Show all lines from the data that include the word "code".
::: ROWS
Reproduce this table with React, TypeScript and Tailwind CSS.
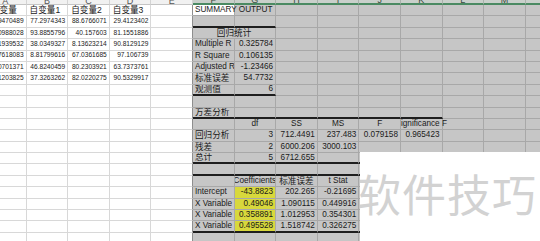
::::::
::: ROWS
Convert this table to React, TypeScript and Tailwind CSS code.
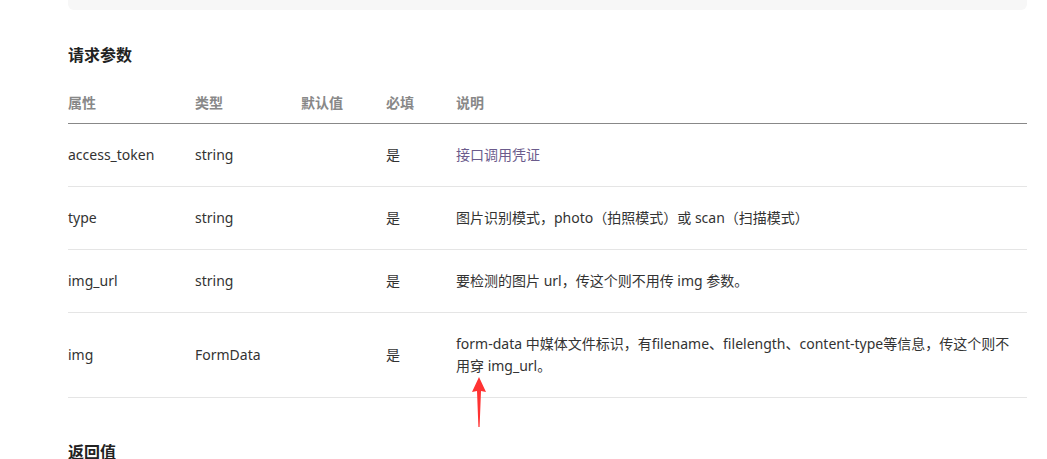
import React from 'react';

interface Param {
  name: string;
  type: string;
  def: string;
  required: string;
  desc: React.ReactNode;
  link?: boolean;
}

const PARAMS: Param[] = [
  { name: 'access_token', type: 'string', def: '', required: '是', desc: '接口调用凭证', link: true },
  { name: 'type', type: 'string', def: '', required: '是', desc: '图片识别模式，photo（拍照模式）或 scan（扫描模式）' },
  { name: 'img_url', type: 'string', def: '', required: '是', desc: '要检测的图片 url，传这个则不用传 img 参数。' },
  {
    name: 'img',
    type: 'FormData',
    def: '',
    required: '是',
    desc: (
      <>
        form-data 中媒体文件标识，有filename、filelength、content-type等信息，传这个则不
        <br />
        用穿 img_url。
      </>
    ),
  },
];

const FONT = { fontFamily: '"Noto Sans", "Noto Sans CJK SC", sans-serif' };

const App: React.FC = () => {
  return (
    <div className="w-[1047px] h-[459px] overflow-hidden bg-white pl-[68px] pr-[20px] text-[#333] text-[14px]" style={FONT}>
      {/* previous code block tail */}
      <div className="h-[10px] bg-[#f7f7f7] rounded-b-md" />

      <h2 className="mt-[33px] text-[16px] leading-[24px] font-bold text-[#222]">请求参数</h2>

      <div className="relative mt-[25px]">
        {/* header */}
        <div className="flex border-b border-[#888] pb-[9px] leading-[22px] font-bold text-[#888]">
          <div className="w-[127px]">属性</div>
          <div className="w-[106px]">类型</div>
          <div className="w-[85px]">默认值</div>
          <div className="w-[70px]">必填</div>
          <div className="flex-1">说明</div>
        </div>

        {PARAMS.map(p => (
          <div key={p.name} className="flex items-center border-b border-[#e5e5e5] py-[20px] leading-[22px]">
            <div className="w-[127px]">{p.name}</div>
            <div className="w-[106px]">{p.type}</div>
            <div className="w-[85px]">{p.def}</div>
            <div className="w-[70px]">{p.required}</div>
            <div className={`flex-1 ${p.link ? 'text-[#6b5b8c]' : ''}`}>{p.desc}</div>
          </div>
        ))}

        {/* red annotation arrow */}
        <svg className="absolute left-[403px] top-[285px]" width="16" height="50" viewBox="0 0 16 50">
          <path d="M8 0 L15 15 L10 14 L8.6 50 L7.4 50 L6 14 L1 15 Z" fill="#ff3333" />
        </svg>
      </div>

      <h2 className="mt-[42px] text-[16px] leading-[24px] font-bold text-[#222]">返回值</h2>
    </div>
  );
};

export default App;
::::::
> _IN RESPONSE_:
Convert this table to React, TypeScript and Tailwind CSS code.
      {/* previous code block tail */}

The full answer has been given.